Abstract
A new mathematical approach is proposed in the definition of molecular descriptors (MDs) based on the application of information theory concepts. This approach stems from a new matrix representation of a molecular graph (G) which is derived from the generalization of an incidence matrix whose row entries correspond to connected subgraphs of a given G, and the calculation of the Shannon’s entropy, the negentropy and the standardized information content, plus for the first time, the mutual, conditional and joint entropy-based MDs associated with G. We also define strategies that generalize the definition of global or local invariants from atomic contributions (local vertex invariants, LOVIs), introducing related metrics (norms), means and statistical invariants. These invariants are applied to a vector whose components express the atomic information content calculated using the Shannon’s, mutual, conditional and joint entropybased atomic information indices.
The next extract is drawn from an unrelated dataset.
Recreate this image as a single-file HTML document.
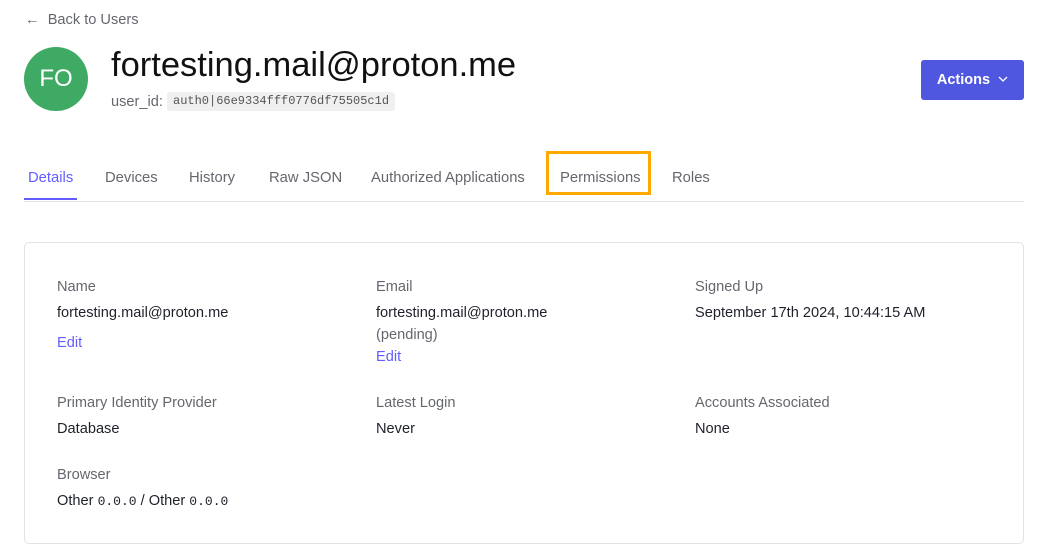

The novel information indices (IFIs) are implemented in the program TOMOCOMDCARDD. A principal component analysis reveals that the novel IFIs are capable of capturing structural information not codified by IFIs implemented in the software DRAGON. A comparative study of the different parameters (e.g. subgraph orders and/or types, invariants and class of MDs) used in the definition of these IFIs reveals several interesting results. The mutual entropy-based indices give the best correlation results in modeling of a physicochemical property, namely the partition coefficient of the 34 derivatives of 2-furylethylenes, among the classes of indices investigated in this study. In a comparison with classical MDs it is demonstrated that the new IFIs give good results for various QSPR models.
Keywords: Shannon’s entropy, mutual entropy, conditional entropy, joint entropy, frequency matrix, structural descriptor, subgraph, principal component analysis, QSPR.